----- Material for the task
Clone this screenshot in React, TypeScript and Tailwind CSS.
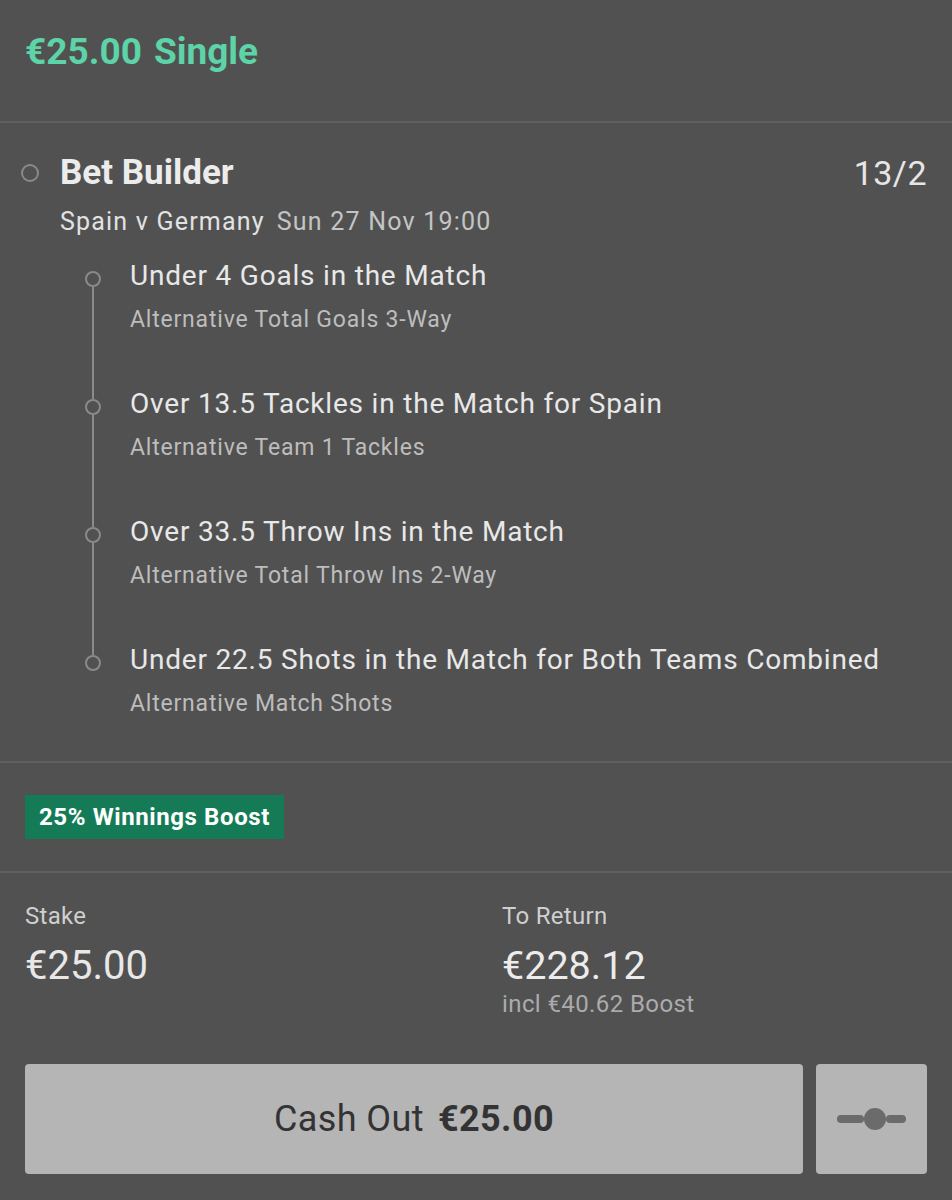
import React from "react";

const legs = [
  { title: "Under 4 Goals in the Match", market: "Alternative Total Goals 3-Way" },
  { title: "Over 13.5 Tackles in the Match for Spain", market: "Alternative Team 1 Tackles" },
  { title: "Over 33.5 Throw Ins in the Match", market: "Alternative Total Throw Ins 2-Way" },
  { title: "Under 22.5 Shots in the Match for Both Teams Combined", market: "Alternative Match Shots" },
];

function SliderIcon() {
  return (
    <svg width="70" height="26" viewBox="0 0 70 26" fill="#6b6b6b">
      <rect x="0" y="9" width="27" height="8" rx="4" />
      <circle cx="38" cy="13" r="11" />
      <rect x="49" y="9" width="20" height="8" rx="4" />
    </svg>
  );
}

export default function App() {
  return (
    <div
      className="w-[952px] h-[1200px] bg-[#515151] text-[#e8e8e8] overflow-hidden"
      style={{ fontFamily: "Roboto, 'Noto Sans', sans-serif" }}
    >
      {/* Header */}
      <div className="h-[123px] px-[25px] pt-[29px] border-b-2 border-[#5f5f5f]">
        <h1 className="text-[37px] leading-[46px] font-bold text-[#5dd3a8]">
          €25.00<span className="ml-[12px]">Single</span>
        </h1>
      </div>

      {/* Bet builder selections */}
      <div className="pt-[30px] pb-[41px] border-b-2 border-[#5f5f5f]">
        <div className="flex items-center pl-[21px] pr-[25px] h-[40px]">
          <div className="w-[18px] h-[18px] rounded-full border-2 border-[#8a8a8a]" />
          <div className="ml-[21px] text-[35px] font-bold text-[#ececec] flex-1">Bet Builder</div>
          <div className="text-[34px] tracking-[0.5px] text-[#e6e6e6]">13/2</div>
        </div>
        <div className="mt-[13px] pl-[60px] text-[25px] leading-[32px] tracking-[1.2px]">
          <span className="text-[#e2e2e2]">Spain v Germany</span>
          <span className="ml-[12px] text-[#c4c4c4]">Sun 27 Nov 19:00</span>
        </div>

        <div className="mt-[20px] pl-[85px]">
          {legs.map((leg, i) => (
            <div key={leg.title} className="flex">
              <div className="w-[16px] flex flex-col items-center">
                <div className={`w-[2px] h-[13px] ${i === 0 ? "" : "bg-[#8a8a8a]"}`} />
                <div className="w-[16px] h-[16px] rounded-full border-2 border-[#8a8a8a]" />
                <div className={`w-[2px] flex-1 ${i === legs.length - 1 ? "" : "bg-[#8a8a8a]"}`} />
              </div>
              <div className={`ml-[29px] ${i === legs.length - 1 ? "" : "pb-[50px]"}`}>
                <div className="text-[28px] leading-[36px] tracking-[0.8px] text-[#e8e8e8]">{leg.title}</div>
                <div className="mt-[10px] text-[23px] leading-[32px] tracking-[0.8px] text-[#bdbdbd]">{leg.market}</div>
              </div>
            </div>
          ))}
        </div>
      </div>

      {/* Boost */}
      <div className="px-[25px] py-[32px] border-b-2 border-[#5f5f5f]">
        <span className="inline-flex items-center h-[44px] px-[14px] bg-[#157b57] text-white text-[24px] tracking-[0.6px] font-bold">
          25% Winnings Boost
        </span>
      </div>

      {/* Stake / return */}
      <div className="px-[25px] pt-[28px] flex">
        <div className="w-[477px]">
          <div className="text-[24px] leading-[30px] tracking-[0.3px] text-[#cfcfcf]">Stake</div>
          <div className="mt-[12px] text-[40px] leading-[46px] text-[#e8e8e8]">€25.00</div>
        </div>
        <div>
          <div className="text-[24px] leading-[30px] tracking-[0.3px] text-[#cfcfcf]">To Return</div>
          <div className="mt-[12px] text-[39.5px] leading-[46px] text-[#ececec]">€228.12</div>
          <div className="text-[24px] leading-[30px] tracking-[0.4px] text-[#ababab]">incl €40.62 Boost</div>
        </div>
      </div>

      {/* Actions */}
      <div className="mt-[45px] px-[25px] flex gap-[13px]">
        <button className="w-[778px] h-[110px] rounded-[4px] bg-[#b5b5b5] flex items-center justify-center text-[36px] tracking-[0.4px] text-[#333333]">
          Cash Out<span className="ml-[14px] font-bold">€25.00</span>
        </button>
        <button className="w-[111px] h-[110px] rounded-[4px] bg-[#b5b5b5] flex items-center justify-center">
          <SliderIcon />
        </button>
      </div>
    </div>
  );
}
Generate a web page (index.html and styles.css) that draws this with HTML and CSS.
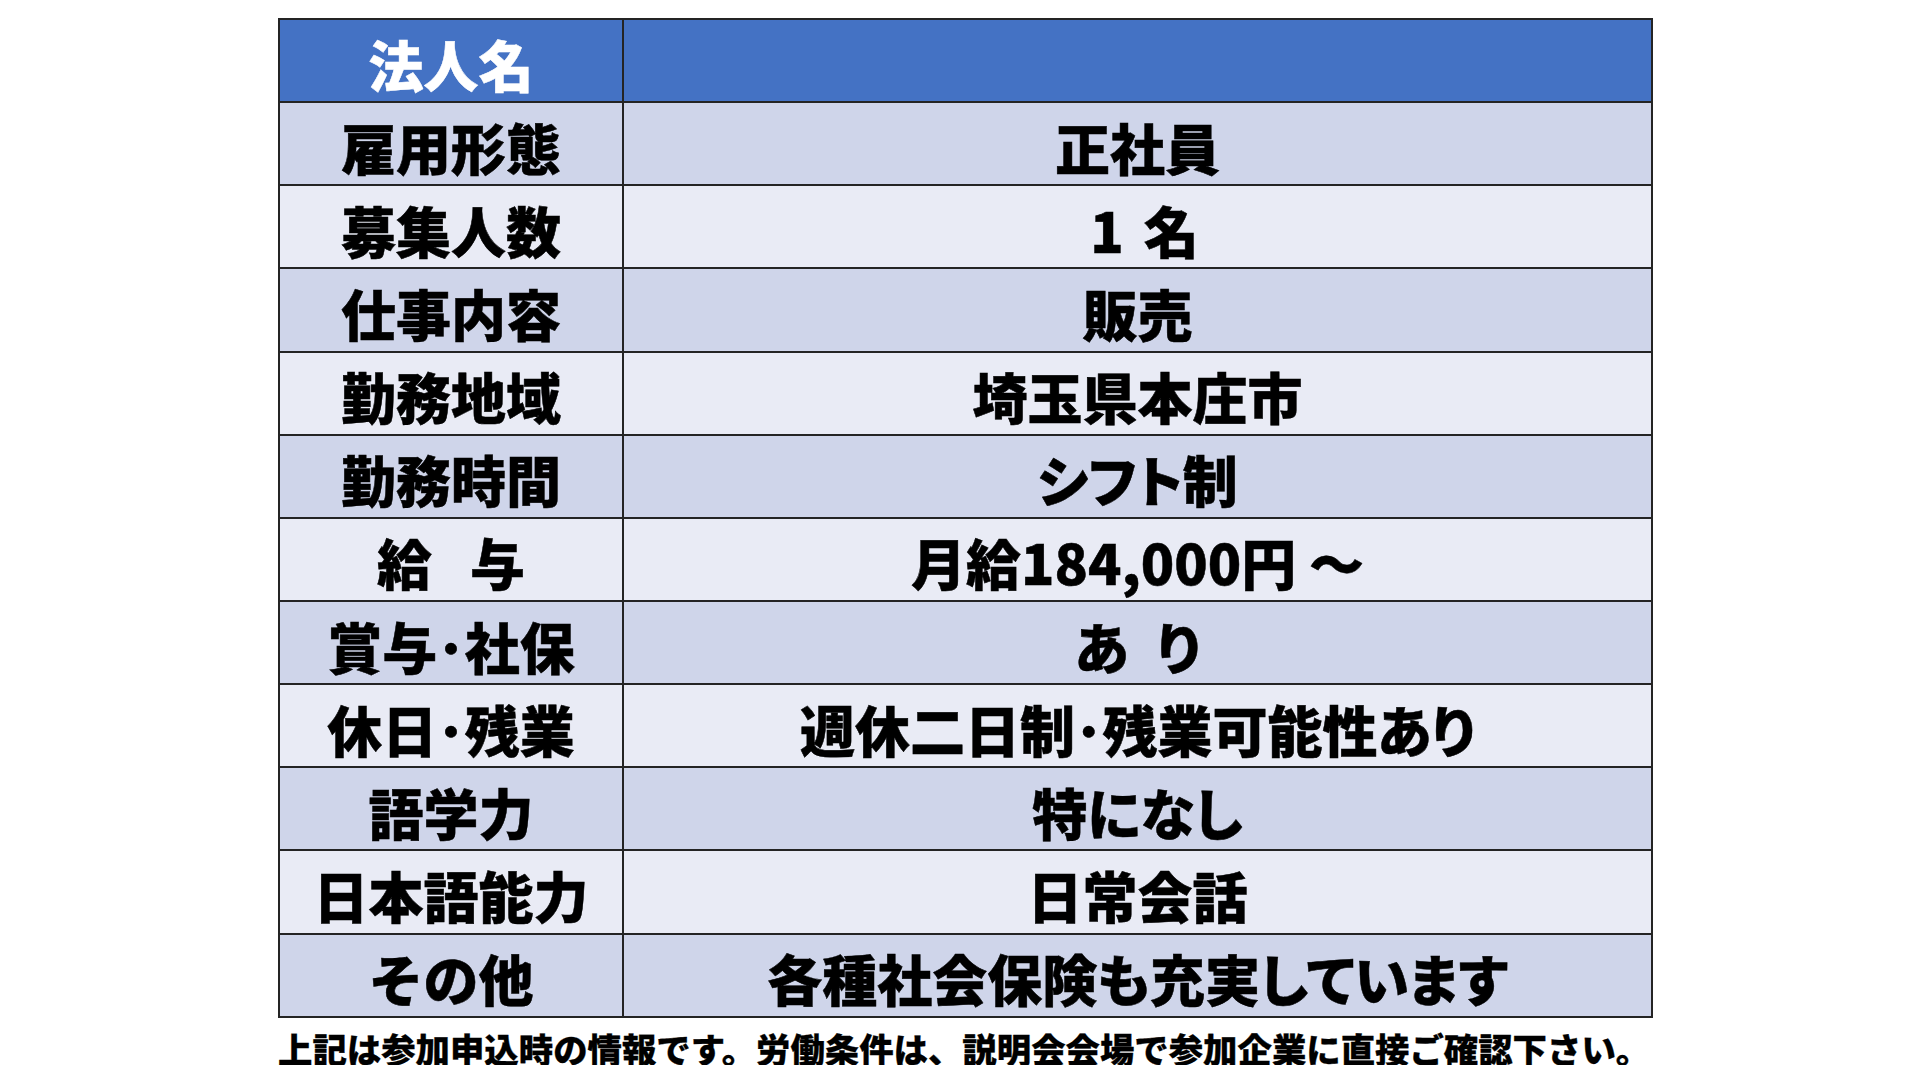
FILE: index.html
```html
<!DOCTYPE html>
<html lang="ja">
<head>
<meta charset="utf-8">
<title>求人情報</title>
<link rel="stylesheet" href="styles.css">
</head>
<body>
<div class="page">
  <div class="sheet">
    <div class="cell head">法人名</div><div class="cell head"></div>
    <div class="cell dark">雇用形態</div><div class="cell dark val">正社員</div>
    <div class="cell light">募集人数</div><div class="cell light val"><span class="shift">1<span class="gap-s"></span>名</span></div>
    <div class="cell dark">仕事内容</div><div class="cell dark val">販売</div>
    <div class="cell light">勤務地域</div><div class="cell light val">埼玉県本庄市</div>
    <div class="cell dark">勤務時間</div><div class="cell dark val">シフト制</div>
    <div class="cell light">給<span class="gap"></span>与</div><div class="cell light val">月給184,000円 ～</div>
    <div class="cell dark">賞与･社保</div><div class="cell dark val">あ<span class="gap-m"></span>り</div>
    <div class="cell light">休日･残業</div><div class="cell light val">週休二日制･残業可能性あり</div>
    <div class="cell dark">語学力</div><div class="cell dark val">特になし</div>
    <div class="cell light">日本語能力</div><div class="cell light val">日常会話</div>
    <div class="cell dark">その他</div><div class="cell dark val">各種社会保険も充実しています</div>
  </div>
  <p class="note">上記は参加申込時の情報です。労働条件は、説明会会場で参加企業に直接ご確認下さい。</p>
</div>
</body>
</html>
```

FILE: styles.css
```css
html, body {
  margin: 0;
  padding: 0;
  background: #ffffff;
}

body {
  font-family: "Noto Sans CJK JP", "Noto Sans", sans-serif;
  color: #000000;
}

.page {
  padding: 18px 0 0 278px;
}

.sheet {
  width: 1371px;
  display: grid;
  grid-template-columns: 342px 1027px;
  grid-template-rows: repeat(12, 81.15px);
  gap: 2px;
  border: 2px solid #242424;
  background: #242424;
}

.cell {
  display: flex;
  align-items: center;
  justify-content: center;
  padding-top: 5px;
  box-sizing: border-box;
  font-size: 55px;
  font-weight: 900;
  line-height: 1;
  white-space: nowrap;
  -webkit-text-stroke: 0.5px currentColor;
}

.val {
  font-feature-settings: "palt";
}

.head {
  background: #4472c4;
  color: #ffffff;
}

.dark {
  background: #cfd5ea;
}

.light {
  background: #e9ebf5;
}

.gap {
  display: inline-block;
  width: 38px;
}

.gap-s {
  display: inline-block;
  width: 20px;
}

.gap-m {
  display: inline-block;
  width: 28px;
}

.shift {
  padding-left: 14px;
}

.note {
  margin: 13px 0 0 0;
  font-size: 34.4px;
  font-weight: 900;
  line-height: 1;
  white-space: nowrap;
  -webkit-text-stroke: 0.3px currentColor;
}
```
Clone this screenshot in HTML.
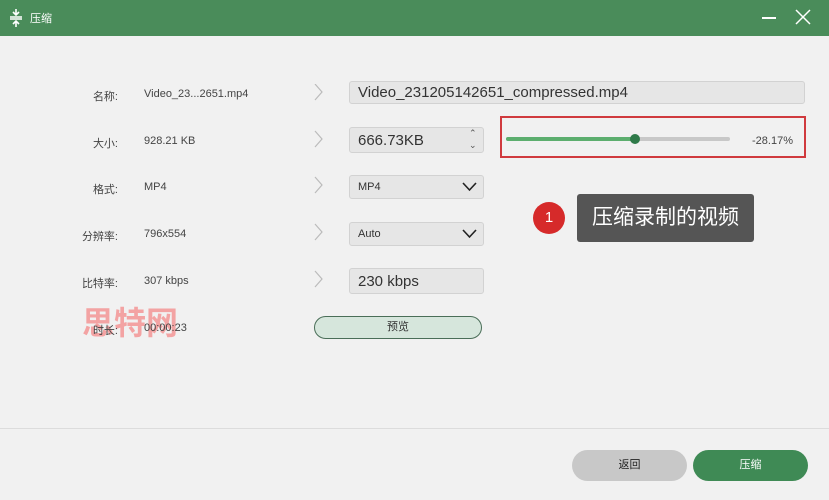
<!DOCTYPE html>
<html><head><meta charset="utf-8"><style>
*{margin:0;padding:0;box-sizing:border-box}
body{width:829px;height:500px;background:#f1f1f1;font-family:"Liberation Sans","Noto Sans CJK SC",sans-serif;position:relative;overflow:hidden;color:#333}
.a{position:absolute}
.tb{left:0;top:0;width:829px;height:36px;background:#4a8c5a}
.lbl{font-size:11px;color:#444;text-align:right;width:60px;left:58px}
.val{font-size:11px;color:#444;left:144px}
.box{background:#e6e6e6;border:1px solid #d2d2d2;border-radius:3px;font-size:15px;color:#333;padding-left:8px;display:flex;align-items:center}
.sel{font-size:11px}
</style></head><body>
<div class="a tb"></div>
<svg class="a" style="left:8px;top:8px" width="16" height="20" viewBox="0 0 16 20"><path d="M8 1v5M5 4l3 3 3-3M8 19v-5M5 16l3-3 3 3M2 9h12M2 11h12" stroke="#fff" stroke-width="1.6" fill="none"/></svg>
<div class="a" style="left:30px;top:10px;font-size:11px;color:#fff">压缩</div>
<div class="a" style="left:762px;top:17px;width:14px;height:1.5px;background:#fff"></div>
<svg class="a" style="left:795px;top:9px" width="16" height="16"><path d="M1 1L15 15M15 1L1 15" stroke="#fff" stroke-width="1.5"/></svg>

<svg class="a" style="left:313px;top:84px" width="12" height="250"><g stroke="#bbb" stroke-width="1.2" fill="none"><path d="M2 0l7 8-7 8"/><path d="M2 47l7 8-7 8"/><path d="M2 93l7 8-7 8"/><path d="M2 140l7 8-7 8"/><path d="M2 187l7 8-7 8"/></g></svg>

<div class="a lbl" style="top:88px">名称:</div><div class="a val" style="top:88px">Video_23...2651.mp4</div>
<div class="a box" style="left:349px;top:81px;width:456px;height:23px">Video_231205142651_compressed.mp4</div>

<div class="a lbl" style="top:135px">大小:</div><div class="a val" style="top:135px">928.21 KB</div>
<div class="a box" style="left:349px;top:127px;width:135px;height:26px">666.73KB</div>
<div class="a" style="left:469px;top:127px;font-size:9px;color:#555;line-height:12px">&#8963;<br>&#8964;</div>

<div class="a" style="left:500px;top:116px;width:306px;height:42px;border:2px solid #d03a3e"></div>
<div class="a" style="left:506px;top:137px;width:224px;height:4px;background:#c8c8c8;border-radius:2px"></div>
<div class="a" style="left:506px;top:137px;width:130px;height:4px;background:#5cae6e;border-radius:2px"></div>
<div class="a" style="left:630px;top:134px;width:10px;height:10px;background:#2f7a49;border-radius:50%"></div>
<div class="a" style="left:752px;top:135px;font-size:11px;color:#444">-28.17%</div>

<div class="a lbl" style="top:181px">格式:</div><div class="a val" style="top:181px">MP4</div>
<div class="a box sel" style="left:349px;top:175px;width:135px;height:24px">MP4</div>
<svg class="a" style="left:462px;top:182px" width="15" height="10"><path d="M1 1l6.5 7 6.5-7" stroke="#222" stroke-width="1.6" fill="none"/></svg>

<div class="a lbl" style="top:228px">分辨率:</div><div class="a val" style="top:228px">796x554</div>
<div class="a box sel" style="left:349px;top:222px;width:135px;height:24px">Auto</div>
<svg class="a" style="left:462px;top:229px" width="15" height="10"><path d="M1 1l6.5 7 6.5-7" stroke="#222" stroke-width="1.6" fill="none"/></svg>

<div class="a lbl" style="top:275px">比特率:</div><div class="a val" style="top:275px">307 kbps</div>
<div class="a box" style="left:349px;top:268px;width:135px;height:26px">230 kbps</div>

<div class="a" style="left:82px;top:298px;font-size:32px;font-weight:bold;color:#f3a3a3;letter-spacing:0px">思特网</div>
<div class="a lbl" style="top:322px">时长:</div><div class="a val" style="top:322px">00:00:23</div>
<div class="a" style="left:314px;top:316px;width:168px;height:23px;border:1px solid #4a6e58;border-radius:12px;background:#d6e6dc;font-size:11px;text-align:center;line-height:21px">预览</div>

<div class="a" style="left:533px;top:202px;width:32px;height:32px;border-radius:50%;background:#d62a2a;color:#fff;font-size:15px;text-align:center;line-height:32px">1</div>
<div class="a" style="left:571px;top:212px;width:0;height:0;border:6px solid transparent;border-right-color:#555"></div>
<div class="a" style="left:577px;top:194px;width:177px;height:48px;background:#555;border-radius:3px;color:#fff;font-size:21px;line-height:48px;text-align:center">压缩录制的视频</div>

<div class="a" style="left:0;top:428px;width:829px;height:1px;background:#dcdcdc"></div>
<div class="a" style="left:572px;top:450px;width:115px;height:31px;border-radius:16px;background:#c8c8c8;font-size:11px;text-align:center;line-height:31px;color:#222">返回</div>
<div class="a" style="left:693px;top:450px;width:115px;height:31px;border-radius:16px;background:#3f8a55;font-size:11px;text-align:center;line-height:31px;color:#fff">压缩</div>
</body></html>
----------
Copy out the listing above from the line containing "Clone this screenshot in HTML." to the line containing "1L15 15M15 1L1", both included, exactly as written and minus the images.

Clone this screenshot in HTML.
<!DOCTYPE html>
<html><head><meta charset="utf-8"><style>
*{margin:0;padding:0;box-sizing:border-box}
body{width:829px;height:500px;background:#f1f1f1;font-family:"Liberation Sans","Noto Sans CJK SC",sans-serif;position:relative;overflow:hidden;color:#333}
.a{position:absolute}
.tb{left:0;top:0;width:829px;height:36px;background:#4a8c5a}
.lbl{font-size:11px;color:#444;text-align:right;width:60px;left:58px}
.val{font-size:11px;color:#444;left:144px}
.box{background:#e6e6e6;border:1px solid #d2d2d2;border-radius:3px;font-size:15px;color:#333;padding-left:8px;display:flex;align-items:center}
.sel{font-size:11px}
</style></head><body>
<div class="a tb"></div>
<svg class="a" style="left:8px;top:8px" width="16" height="20" viewBox="0 0 16 20"><path d="M8 1v5M5 4l3 3 3-3M8 19v-5M5 16l3-3 3 3M2 9h12M2 11h12" stroke="#fff" stroke-width="1.6" fill="none"/></svg>
<div class="a" style="left:30px;top:10px;font-size:11px;color:#fff">压缩</div>
<div class="a" style="left:762px;top:17px;width:14px;height:1.5px;background:#fff"></div>
<svg class="a" style="left:795px;top:9px" width="16" height="16"><path d="M1 1L15 15M15 1L1 15" stroke="#fff" stroke-width="1.5"/></svg>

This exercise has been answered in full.